ボツネタ

 こないだちょっと触れたボツネタその2。でもこれは完全なボツではなく、時間ができたらぜひやりたいテーマです。

 ニュースを見ていると、企業や役所の不祥事で、いい歳をしたオジサンたちがぺこりと頭を下げる図が毎日といっていいほど流れます。僕は、昔からあれが好きではなくて、「頭を下げればいいんだろう?」みたいな開き直りも嫌い、「謝れYO!頭下げろYO!!」というヤクザみたいなマスコミの姿勢も嫌い、と嫌いづくしでした。そもそも、マスコミの前であんな風に頭を下げる、みたいなパフォーマンスが行われる=ああいう行為が意味を持つのって、日本だけじゃないでしょうか。アメリカの、あるいは中国のニュースで、あの手の「頭ぺこり」が放映されたのって、見たことありません。以前、日本の車メーカーの社長に就任したアメリカ人が、そのメーカーの不祥事で、頭ぺこりをやっている(やらされている)場面をニュースで見て、なんだか可哀想になったのを覚えております。それは、たんに「謝らせられているから可哀想」なのではなく、「(おそらくは)意味も分からずに謝らせられているから可哀想」だったんだと思います。

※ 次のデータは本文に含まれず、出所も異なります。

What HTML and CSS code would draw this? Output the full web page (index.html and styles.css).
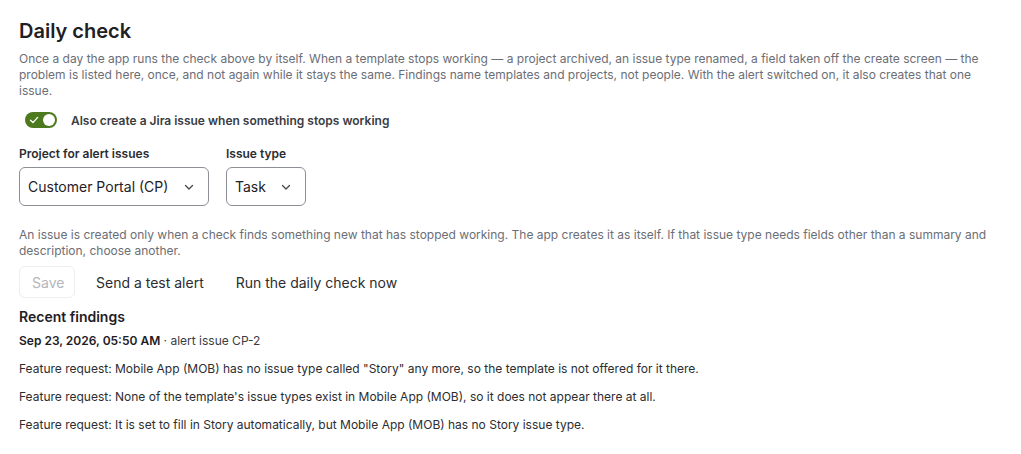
FILE: index.html
```html
<!DOCTYPE html>
<html lang="en">
<head>
<meta charset="utf-8">
<title>Daily check</title>
<link rel="stylesheet" href="styles.css">
</head>
<body>
<main class="page">
  <h1 class="title">Daily check</h1>
  <p class="lead">Once a day the app runs the check above by itself. When a template stops working — a project archived, an issue type renamed, a field taken off the create screen — the problem is listed here, once, and not again while it stays the same. Findings name templates and projects, not people. With the alert switched on, it also creates that one issue.</p>

  <label class="toggle-row">
    <span class="toggle">
      <svg class="toggle-check" width="10" height="10" viewBox="0 0 10 10"><path d="M1.5 5.2 L4 7.6 L8.6 2.4" fill="none" stroke="#fff" stroke-width="1.4" stroke-linecap="round" stroke-linejoin="round"/></svg>
      <span class="toggle-knob"></span>
    </span>
    <span class="toggle-label">Also create a Jira issue when something stops working</span>
  </label>

  <div class="fields">
    <div class="field">
      <div class="field-label">Project for alert issues</div>
      <div class="select select-project">
        <span>Customer Portal (CP)</span>
        <svg class="chev" width="12" height="12" viewBox="0 0 12 12"><path d="M2.5 4.5 L6 8 L9.5 4.5" fill="none" stroke="#44464c" stroke-width="1.3" stroke-linecap="round" stroke-linejoin="round"/></svg>
      </div>
    </div>
    <div class="field">
      <div class="field-label">Issue type</div>
      <div class="select select-type">
        <span>Task</span>
        <svg class="chev" width="12" height="12" viewBox="0 0 12 12"><path d="M2.5 4.5 L6 8 L9.5 4.5" fill="none" stroke="#44464c" stroke-width="1.3" stroke-linecap="round" stroke-linejoin="round"/></svg>
      </div>
    </div>
  </div>

  <p class="help">An issue is created only when a check finds something new that has stopped working. The app creates it as itself. If that issue type needs fields other than a summary and description, choose another.</p>

  <div class="actions">
    <button class="btn btn-disabled" disabled>Save</button>
    <button class="btn btn-link">Send a test alert</button>
    <button class="btn btn-link">Run the daily check now</button>
  </div>

  <h2 class="subtitle">Recent findings</h2>
  <div class="meta"><strong>Sep 23, 2026, 05:50 AM</strong> · alert issue CP-2</div>
  <ul class="findings">
    <li>Feature request: Mobile App (MOB) has no issue type called "Story" any more, so the template is not offered for it there.</li>
    <li>Feature request: None of the template's issue types exist in Mobile App (MOB), so it does not appear there at all.</li>
    <li>Feature request: It is set to fill in Story automatically, but Mobile App (MOB) has no Story issue type.</li>
  </ul>
</main>
</body>
</html>
```

FILE: styles.css
```css
* { box-sizing: border-box; }
html, body { margin: 0; padding: 0; background: #fff; }
body {
  font-family: Inter, "Noto Sans", "Liberation Sans", sans-serif;
  color: #1f2024;
}
.page {
  padding: 18px 19px 0 19px;
  max-width: 1021px;
}
.title {
  margin: 0;
  font-size: 20px;
  line-height: 26px;
  font-weight: 600;
  color: #1f2024;
}
.lead {
  margin: 7px 0 0;
  font-size: 12px;
  line-height: 16px;
  color: #6b6e76;
}
.toggle-row {
  display: flex;
  align-items: center;
  gap: 14px;
  margin: 13px 0 0 6px;
}
.toggle {
  position: relative;
  display: inline-flex;
  align-items: center;
  width: 32px;
  height: 16px;
  border-radius: 8px;
  background: #4d7a1f;
}
.toggle-check { margin-left: 4px; }
.toggle-knob {
  position: absolute;
  right: 2px;
  top: 2px;
  width: 12px;
  height: 12px;
  border-radius: 50%;
  background: #fff;
}
.toggle-label {
  font-size: 12px;
  font-weight: 600;
  color: #3b3d42;
}
.fields {
  display: flex;
  gap: 17px;
  margin-top: 18px;
}
.field-label {
  font-size: 12px;
  font-weight: 600;
  line-height: 16px;
  color: #2b2d31;
  margin-bottom: 5px;
}
.select {
  display: flex;
  align-items: center;
  justify-content: space-between;
  height: 39px;
  border: 1px solid #8c8f96;
  border-radius: 6px;
  padding: 0 13px 0 8px;
  font-size: 14px;
  color: #1f2024;
}
.select-project { width: 190px; }
.select-type { width: 80px; }
.chev { flex: none; }
.help {
  margin: 21px 0 0;
  font-size: 12px;
  line-height: 16px;
  color: #6b6e76;
}
.actions {
  display: flex;
  align-items: center;
  margin-top: 7px;
}
.btn {
  font-family: inherit;
  font-size: 14px;
  background: none;
  border: 1px solid transparent;
  border-radius: 6px;
  height: 32px;
  padding: 0 12px;
  color: #2b2d31;
  cursor: pointer;
}
.btn-disabled {
  width: 56px;
  border-color: #eeeef0;
  color: #b4b6bb;
  cursor: default;
  margin-right: 8px;
}
.btn-link { margin-right: 6px; }
.subtitle {
  margin: 9px 0 0;
  font-size: 14px;
  line-height: 20px;
  font-weight: 600;
  color: #1f2024;
}
.meta {
  margin-top: 6px;
  font-size: 12px;
  line-height: 16px;
  color: #3b3d42;
}
.meta strong { font-weight: 600; color: #1f2024; }
.findings {
  list-style: none;
  margin: 12px 0 0;
  padding: 0;
  font-size: 12px;
  line-height: 16px;
  color: #2b2d31;
}
.findings li { margin-bottom: 12px; }
```
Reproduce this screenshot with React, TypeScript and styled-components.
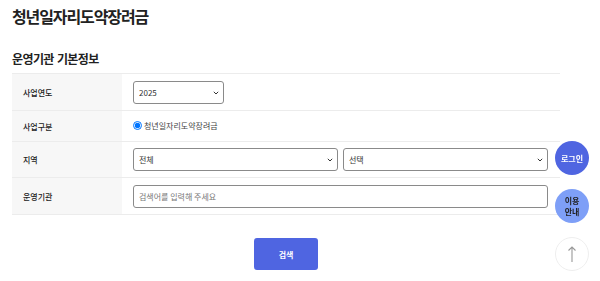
import styled, { createGlobalStyle } from "styled-components";

const GlobalStyle = createGlobalStyle`
  body {
    margin: 0;
    font-family: "Noto Sans CJK KR", "Noto Sans", sans-serif;
    color: #222;
    background: #fff;
  }
`;

const rows = ["사업연도", "사업구분", "지역", "운영기관"];

function Dropdown({ w, grow, options }: { w?: number; grow?: boolean; options: string[] }) {
  return (
    <SelectWrap $w={w} $grow={grow}>
      <Select defaultValue={options[0]}>
        {options.map((o) => (
          <option key={o} value={o}>
            {o}
          </option>
        ))}
      </Select>
      <Chevron width="6" height="4" viewBox="0 0 6 4">
        <path d="M0.8 0.8L3 3L5.2 0.8" fill="none" stroke="#333" strokeWidth="1" />
      </Chevron>
    </SelectWrap>
  );
}

export default function App() {
  return (
    <Page>
      <GlobalStyle />
      <Title>청년일자리도약장려금</Title>
      <SectionTitle>운영기관 기본정보</SectionTitle>
      <Table>
        <Row $h={37}>
          <Label>{rows[0]}</Label>
          <Cell>
            <Dropdown w={91} options={["2025", "2024"]} />
          </Cell>
        </Row>
        <Row $h={31}>
          <Label>{rows[1]}</Label>
          <Cell>
            <RadioLabel>
              <input type="radio" name="gubun" defaultChecked />
              청년일자리도약장려금
            </RadioLabel>
          </Cell>
        </Row>
        <Row $h={36}>
          <Label>{rows[2]}</Label>
          <Cell>
            <Dropdown grow options={["전체"]} />
            <Dropdown grow options={["선택"]} />
          </Cell>
        </Row>
        <Row $h={37}>
          <Label>{rows[3]}</Label>
          <Cell>
            <TextInput placeholder="검색어를 입력해 주세요" />
          </Cell>
        </Row>
      </Table>
      <Actions>
        <SearchButton>검색</SearchButton>
      </Actions>

      <Floating>
        <Circle $bg="#4f65e1" $color="#fff">로그인</Circle>
        <Circle $bg="#7e9ff7" $color="#222">
          이용
          <br />
          안내
        </Circle>
        <Circle $bg="#fff" $color="#888" $border>
          <svg width="10" height="18" viewBox="0 0 10 18">
            <path
              d="M5 17V2M1.5 5.5L5 2l3.5 3.5"
              fill="none"
              stroke="#999"
              strokeWidth="1.1"
            />
          </svg>
        </Circle>
      </Floating>
    </Page>
  );
}

const Page = styled.div`
  width: 548px;
  padding: 4px 0 0 12px;
`;

const Title = styled.h1`
  margin: 0;
  font-size: 16px;
  line-height: 24px;
  font-weight: 700;
  letter-spacing: -1.1px;
`;

const SectionTitle = styled.h2`
  margin: 22px 0 5px;
  font-size: 12px;
  line-height: 18px;
  font-weight: 700;
  letter-spacing: -0.6px;
  word-spacing: 1px;
`;

const Table = styled.div`
  border-top: 1px solid #ececec;
`;

const Row = styled.div<{ $h: number }>`
  display: grid;
  grid-template-columns: 110px 1fr;
  height: ${(p) => p.$h}px;
  border-bottom: 1px solid #ececec;
  box-sizing: border-box;
`;

const Label = styled.div`
  background: #f7f7f7;
  display: flex;
  align-items: center;
  padding-left: 11px;
  font-size: 8px;
  font-weight: 500;
`;

const Cell = styled.div`
  display: flex;
  align-items: center;
  gap: 5px;
  padding: 0 12px 0 11px;
`;

const SelectWrap = styled.div<{ $w?: number; $grow?: boolean }>`
  position: relative;
  width: ${(p) => (p.$w ? `${p.$w}px` : "auto")};
  flex: ${(p) => (p.$grow ? "1" : "none")};
`;

const Select = styled.select`
  appearance: none;
  display: block;
  width: 100%;
  height: 23px;
  font-family: inherit;
  font-size: 8px;
  color: #333;
  background: #fff;
  border: 1px solid #8a8a8a;
  border-radius: 3px;
  padding: 0 14px 0 5px;
`;

const Chevron = styled.svg`
  position: absolute;
  right: 5px;
  top: 10px;
  pointer-events: none;
`;

const RadioLabel = styled.label`
  display: flex;
  align-items: center;
  gap: 2px;
  font-size: 8px;
  color: #444;
  margin-top: -2px;

  input {
    width: 9px;
    height: 9px;
    margin: 0;
  }
`;

const TextInput = styled.input`
  flex: 1;
  height: 23px;
  box-sizing: border-box;
  font-family: inherit;
  font-size: 8px;
  padding: 0 5px;
  border: 1px solid #8a8a8a;
  border-radius: 3px;

  &::placeholder {
    color: #777;
  }
`;

const Actions = styled.div`
  display: flex;
  justify-content: center;
  padding-top: 23px;
`;

const SearchButton = styled.button`
  width: 64px;
  height: 32px;
  border: none;
  border-radius: 3px;
  background: #4f65e1;
  color: #fff;
  font-family: inherit;
  font-size: 8px;
  font-weight: 700;
`;

const Floating = styled.div`
  position: fixed;
  right: 11px;
  top: 141px;
  display: flex;
  flex-direction: column;
  gap: 14px;
`;

const Circle = styled.div<{ $bg: string; $color: string; $border?: boolean }>`
  width: 34px;
  height: 34px;
  border-radius: 50%;
  box-sizing: border-box;
  background: ${(p) => p.$bg};
  color: ${(p) => p.$color};
  border: ${(p) => (p.$border ? "1px solid #eee" : "none")};
  display: flex;
  align-items: center;
  justify-content: center;
  text-align: center;
  font-size: 8px;
  font-weight: 700;
  line-height: 11px;
`;
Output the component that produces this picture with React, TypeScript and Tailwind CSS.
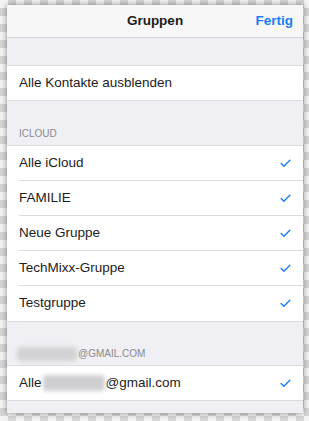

 日本社会は、企業の謝罪から日常生活にいたるまで、(時には頭ぺこり、あるいは土下座付きで)「謝る」ことが異様に意味を持つ社会なんじゃないか、と思っています。例えば鉄道会社が事故を起こして、死者が出た、みたいな時、ほぼ必ず報道されるのが「社長がじかに謝罪していない」という遺族の不満の言葉です。そういえば、ヨーロッパの鉄道事故に巻き込まれた日本人遺族が、同じように「社長の謝罪がない」と憤慨していたのをまた思い出しました。この場合、たぶん、向こうの社長は「無礼」なのではなく、たんに「遺族への直接謝罪」というのにとくに意味を持っていない、ということなんじゃないでしょうか(もちろん、かといって、この遺族のこうした不満はお門違い、といいたいわけではありませんが)。「謝罪する/しない」って、一見「礼儀正しい/正しくない」という文脈で語られそうですが、上でも書いたように、「謝ればいいんだろ?」みたいな開き直りにも利用されそうな気がします。


 それで思うのが、現在の日本における一番の「謝罪問題」、すなわち「先の戦争に対する謝罪」です。日本人の感情としてよく言われるのが「我々はいつまで謝ればいいのだ」です。日本は、ちゃんと謝ったじゃないか、なんでいつまでもブツブツ言われなければならないんだ。こういう不満は、正直僕にも、全くないとは言えません。
 多分それは、日本人における「謝罪」が、「禊ぎ」みたいに、一度やればそれでOK、逆にいうと、「謝ればいいんだろ?」的開き直りに近いからなんじゃないでしょうか。で、それって、欧米はもちろん、アジアの他の国とも違うものなんじゃないでしょうか。なので、こういったすれ違いが起こる、と。

 そこから、例えば英語の「I'm sory」(もしくはapologize)と中国語の「対不起」と日本語の「ごめんなさい」の語源を調べ、その違いを分析する、みたいなのをやろうと思っているのですが、面倒くさいのでそれっきり。結構面白いネタだとは思うんですけどね。